> [STATED EXERCISE] Every record must appear in your copy exactly as written, with no pictures.

===== EXCERPTED RECORDS =====

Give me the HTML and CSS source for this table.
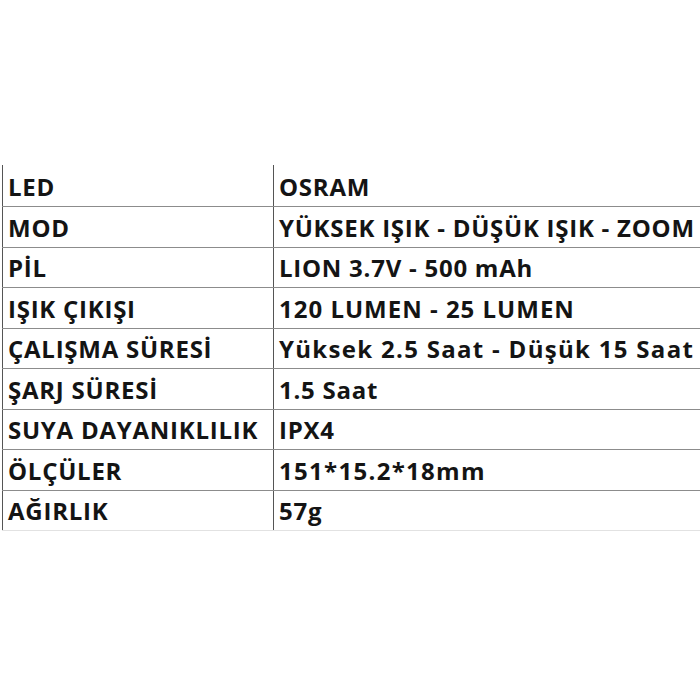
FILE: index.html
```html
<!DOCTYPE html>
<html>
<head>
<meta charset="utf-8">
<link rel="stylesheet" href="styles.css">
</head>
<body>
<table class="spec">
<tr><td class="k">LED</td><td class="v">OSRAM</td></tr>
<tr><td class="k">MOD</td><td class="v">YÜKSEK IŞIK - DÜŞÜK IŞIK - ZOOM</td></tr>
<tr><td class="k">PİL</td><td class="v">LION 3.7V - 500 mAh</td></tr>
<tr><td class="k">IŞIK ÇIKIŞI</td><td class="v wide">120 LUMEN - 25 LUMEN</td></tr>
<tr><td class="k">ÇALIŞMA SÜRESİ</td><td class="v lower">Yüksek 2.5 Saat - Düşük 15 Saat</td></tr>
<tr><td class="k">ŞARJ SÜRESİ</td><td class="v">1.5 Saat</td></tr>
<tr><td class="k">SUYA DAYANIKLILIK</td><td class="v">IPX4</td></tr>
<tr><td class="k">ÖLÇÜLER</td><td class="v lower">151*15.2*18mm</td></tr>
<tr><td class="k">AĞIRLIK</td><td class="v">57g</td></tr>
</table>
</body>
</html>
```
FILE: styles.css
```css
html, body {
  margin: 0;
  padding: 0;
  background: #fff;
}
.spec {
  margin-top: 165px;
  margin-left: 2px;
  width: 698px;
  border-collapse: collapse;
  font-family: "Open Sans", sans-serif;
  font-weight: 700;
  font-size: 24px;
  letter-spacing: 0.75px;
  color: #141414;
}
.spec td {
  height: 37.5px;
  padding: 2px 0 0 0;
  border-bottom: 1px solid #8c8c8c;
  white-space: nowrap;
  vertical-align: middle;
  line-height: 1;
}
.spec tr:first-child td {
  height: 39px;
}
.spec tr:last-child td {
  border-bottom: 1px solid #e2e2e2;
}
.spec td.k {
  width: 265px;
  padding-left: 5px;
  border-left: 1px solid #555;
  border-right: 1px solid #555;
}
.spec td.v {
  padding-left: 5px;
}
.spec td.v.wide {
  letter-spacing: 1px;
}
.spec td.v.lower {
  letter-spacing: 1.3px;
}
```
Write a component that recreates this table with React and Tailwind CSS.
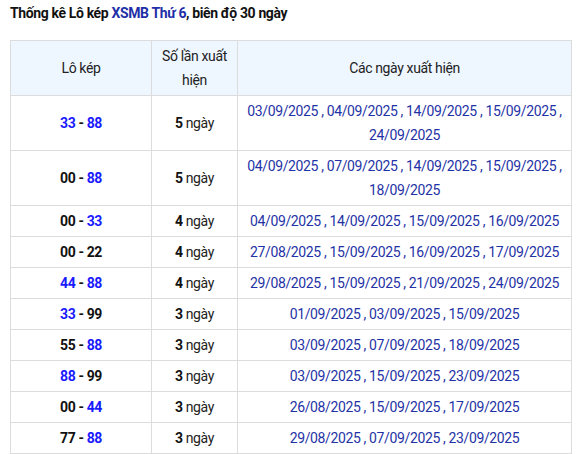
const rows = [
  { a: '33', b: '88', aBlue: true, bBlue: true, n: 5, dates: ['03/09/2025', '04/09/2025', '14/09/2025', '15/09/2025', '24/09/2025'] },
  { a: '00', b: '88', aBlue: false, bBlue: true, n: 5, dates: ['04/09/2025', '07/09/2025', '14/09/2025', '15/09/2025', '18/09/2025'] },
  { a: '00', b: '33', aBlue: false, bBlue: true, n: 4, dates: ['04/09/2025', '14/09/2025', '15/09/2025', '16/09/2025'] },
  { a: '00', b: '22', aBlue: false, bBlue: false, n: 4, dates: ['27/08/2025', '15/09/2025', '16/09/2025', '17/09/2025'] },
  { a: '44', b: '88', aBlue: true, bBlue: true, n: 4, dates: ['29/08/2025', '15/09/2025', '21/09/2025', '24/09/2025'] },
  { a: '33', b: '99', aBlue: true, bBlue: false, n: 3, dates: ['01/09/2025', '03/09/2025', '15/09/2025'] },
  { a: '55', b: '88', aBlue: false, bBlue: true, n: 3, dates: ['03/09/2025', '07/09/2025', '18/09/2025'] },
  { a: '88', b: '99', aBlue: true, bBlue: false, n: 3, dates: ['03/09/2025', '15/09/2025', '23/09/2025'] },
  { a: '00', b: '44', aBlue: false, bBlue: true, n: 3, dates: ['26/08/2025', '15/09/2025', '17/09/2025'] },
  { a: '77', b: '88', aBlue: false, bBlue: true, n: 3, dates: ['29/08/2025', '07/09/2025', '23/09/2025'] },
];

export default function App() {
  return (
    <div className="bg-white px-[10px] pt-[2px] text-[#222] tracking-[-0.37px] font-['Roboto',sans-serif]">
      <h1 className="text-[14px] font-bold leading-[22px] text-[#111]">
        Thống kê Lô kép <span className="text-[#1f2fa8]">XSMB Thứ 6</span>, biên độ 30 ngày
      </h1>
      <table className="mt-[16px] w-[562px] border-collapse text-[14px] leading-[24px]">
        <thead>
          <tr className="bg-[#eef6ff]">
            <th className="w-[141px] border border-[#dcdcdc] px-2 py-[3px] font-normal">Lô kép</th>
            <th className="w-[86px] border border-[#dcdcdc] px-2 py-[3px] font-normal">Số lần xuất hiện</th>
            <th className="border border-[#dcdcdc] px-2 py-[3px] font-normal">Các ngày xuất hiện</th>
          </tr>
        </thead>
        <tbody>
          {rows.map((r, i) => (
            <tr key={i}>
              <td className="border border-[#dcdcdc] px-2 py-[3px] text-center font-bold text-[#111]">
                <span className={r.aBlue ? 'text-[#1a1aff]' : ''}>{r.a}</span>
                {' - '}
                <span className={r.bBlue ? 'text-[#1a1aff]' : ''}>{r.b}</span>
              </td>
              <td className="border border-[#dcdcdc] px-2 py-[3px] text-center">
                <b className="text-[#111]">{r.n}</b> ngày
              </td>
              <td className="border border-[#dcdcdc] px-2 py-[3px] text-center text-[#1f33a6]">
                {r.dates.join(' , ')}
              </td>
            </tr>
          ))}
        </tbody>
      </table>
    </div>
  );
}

=====

> [RESULT FOR THIS TASK]
Give me the HTML and CSS source for this table.
FILE: index.html
```html
<!DOCTYPE html>
<html>
<head>
<meta charset="utf-8">
<link rel="stylesheet" href="styles.css">
</head>
<body>
<table class="spec">
<tr><td class="k">LED</td><td class="v">OSRAM</td></tr>
<tr><td class="k">MOD</td><td class="v">YÜKSEK IŞIK - DÜŞÜK IŞIK - ZOOM</td></tr>
<tr><td class="k">PİL</td><td class="v">LION 3.7V - 500 mAh</td></tr>
<tr><td class="k">IŞIK ÇIKIŞI</td><td class="v wide">120 LUMEN - 25 LUMEN</td></tr>
<tr><td class="k">ÇALIŞMA SÜRESİ</td><td class="v lower">Yüksek 2.5 Saat - Düşük 15 Saat</td></tr>
<tr><td class="k">ŞARJ SÜRESİ</td><td class="v">1.5 Saat</td></tr>
<tr><td class="k">SUYA DAYANIKLILIK</td><td class="v">IPX4</td></tr>
<tr><td class="k">ÖLÇÜLER</td><td class="v lower">151*15.2*18mm</td></tr>
<tr><td class="k">AĞIRLIK</td><td class="v">57g</td></tr>
</table>
</body>
</html>
```
FILE: styles.css
```css
html, body {
  margin: 0;
  padding: 0;
  background: #fff;
}
.spec {
  margin-top: 165px;
  margin-left: 2px;
  width: 698px;
  border-collapse: collapse;
  font-family: "Open Sans", sans-serif;
  font-weight: 700;
  font-size: 24px;
  letter-spacing: 0.75px;
  color: #141414;
}
.spec td {
  height: 37.5px;
  padding: 2px 0 0 0;
  border-bottom: 1px solid #8c8c8c;
  white-space: nowrap;
  vertical-align: middle;
  line-height: 1;
}
.spec tr:first-child td {
  height: 39px;
}
.spec tr:last-child td {
  border-bottom: 1px solid #e2e2e2;
}
.spec td.k {
  width: 265px;
  padding-left: 5px;
  border-left: 1px solid #555;
  border-right: 1px solid #555;
}
.spec td.v {
  padding-left: 5px;
}
.spec td.v.wide {
  letter-spacing: 1px;
}
.spec td.v.lower {
  letter-spacing: 1.3px;
}
```
Write a component that recreates this table with React and Tailwind CSS.
const rows = [
  { a: '33', b: '88', aBlue: true, bBlue: true, n: 5, dates: ['03/09/2025', '04/09/2025', '14/09/2025', '15/09/2025', '24/09/2025'] },
  { a: '00', b: '88', aBlue: false, bBlue: true, n: 5, dates: ['04/09/2025', '07/09/2025', '14/09/2025', '15/09/2025', '18/09/2025'] },
  { a: '00', b: '33', aBlue: false, bBlue: true, n: 4, dates: ['04/09/2025', '14/09/2025', '15/09/2025', '16/09/2025'] },
  { a: '00', b: '22', aBlue: false, bBlue: false, n: 4, dates: ['27/08/2025', '15/09/2025', '16/09/2025', '17/09/2025'] },
  { a: '44', b: '88', aBlue: true, bBlue: true, n: 4, dates: ['29/08/2025', '15/09/2025', '21/09/2025', '24/09/2025'] },
  { a: '33', b: '99', aBlue: true, bBlue: false, n: 3, dates: ['01/09/2025', '03/09/2025', '15/09/2025'] },
  { a: '55', b: '88', aBlue: false, bBlue: true, n: 3, dates: ['03/09/2025', '07/09/2025', '18/09/2025'] },
  { a: '88', b: '99', aBlue: true, bBlue: false, n: 3, dates: ['03/09/2025', '15/09/2025', '23/09/2025'] },
  { a: '00', b: '44', aBlue: false, bBlue: true, n: 3, dates: ['26/08/2025', '15/09/2025', '17/09/2025'] },
  { a: '77', b: '88', aBlue: false, bBlue: true, n: 3, dates: ['29/08/2025', '07/09/2025', '23/09/2025'] },
];

export default function App() {
  return (
    <div className="bg-white px-[10px] pt-[2px] text-[#222] tracking-[-0.37px] font-['Roboto',sans-serif]">
      <h1 className="text-[14px] font-bold leading-[22px] text-[#111]">
        Thống kê Lô kép <span className="text-[#1f2fa8]">XSMB Thứ 6</span>, biên độ 30 ngày
      </h1>
      <table className="mt-[16px] w-[562px] border-collapse text-[14px] leading-[24px]">
        <thead>
          <tr className="bg-[#eef6ff]">
            <th className="w-[141px] border border-[#dcdcdc] px-2 py-[3px] font-normal">Lô kép</th>
            <th className="w-[86px] border border-[#dcdcdc] px-2 py-[3px] font-normal">Số lần xuất hiện</th>
            <th className="border border-[#dcdcdc] px-2 py-[3px] font-normal">Các ngày xuất hiện</th>
          </tr>
        </thead>
        <tbody>
          {rows.map((r, i) => (
            <tr key={i}>
              <td className="border border-[#dcdcdc] px-2 py-[3px] text-center font-bold text-[#111]">
                <span className={r.aBlue ? 'text-[#1a1aff]' : ''}>{r.a}</span>
                {' - '}
                <span className={r.bBlue ? 'text-[#1a1aff]' : ''}>{r.b}</span>
              </td>
              <td className="border border-[#dcdcdc] px-2 py-[3px] text-center">
                <b className="text-[#111]">{r.n}</b> ngày
              </td>
              <td className="border border-[#dcdcdc] px-2 py-[3px] text-center text-[#1f33a6]">
                {r.dates.join(' , ')}
              </td>
            </tr>
          ))}
        </tbody>
      </table>
    </div>
  );
}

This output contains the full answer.